Had a similar experience in the mid sixties at London, William. Looked at the UCL History web pages just now and things have moved on, thank goodness, though that doesn’t seem to be the case with the tabloid newspapers and the Tory Party.
At school (Bradford G.S.) in the late fifties, , it was the same…… apart from one English master, a Jewish refugee from Europe, who got me reading the Guardian instead of the Yorkshire Post…….. in primary school it was full of Clive of India and Wolfe of Quebec…… and Hereward the Wake !!
I think Johnson A.B. de P. (Eton College, 1977-80) has never gone beyond this, although the College was right on one thing, “School reports complained about his idleness, complacency, and lateness”. Not much changed there, and where is he ?
Thank you John Armah for an excellent op-ed. Your reference to the Asante rang a bell with me from having read a book on Medieval Africa 1250-1800, which leaves me thinking that what we need is a history of slavery, setting out when people first started owning others as chattels, like their animals, or more precisely when we first have evidence of the practice.

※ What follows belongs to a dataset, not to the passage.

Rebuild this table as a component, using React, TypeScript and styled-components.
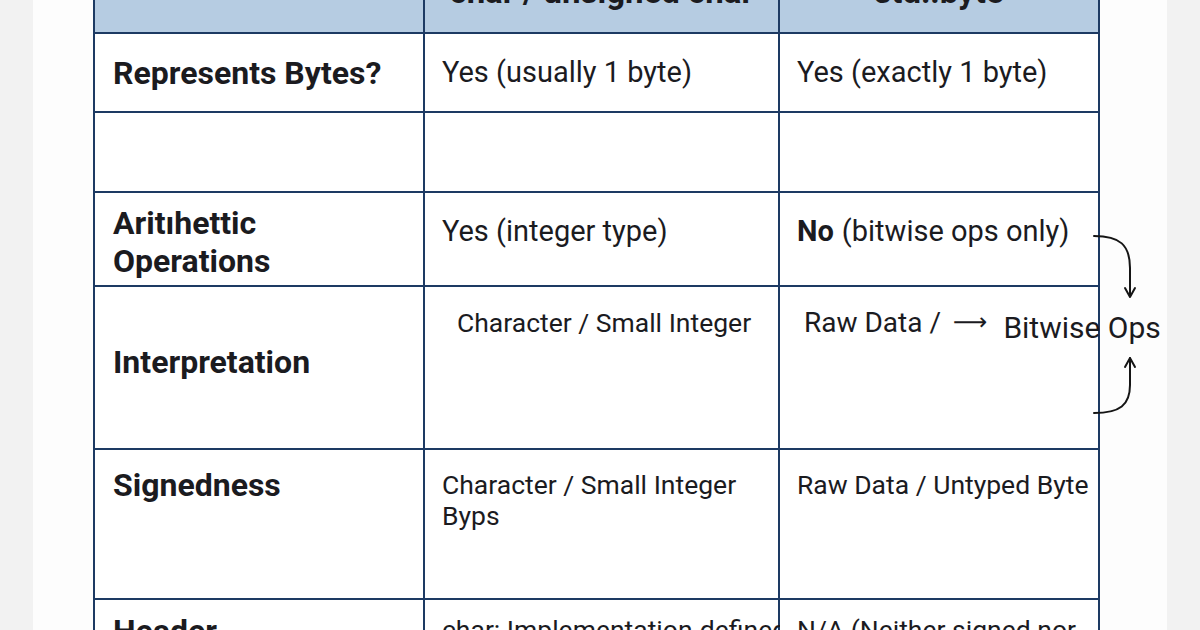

It is still on-going, and labelling it modern slavery does not make it different. We also need a separate history of racism, another world wide phenomenon, like establishing colonies and empires and committing genocide; I have seen Trajan’s column described as his glorification of his genocide of the Dacians. What needs to be taught is the social forces and beliefs that drive all these actions, so that we are all equipped to understand what is going on and why, and hence make it easier to change the world.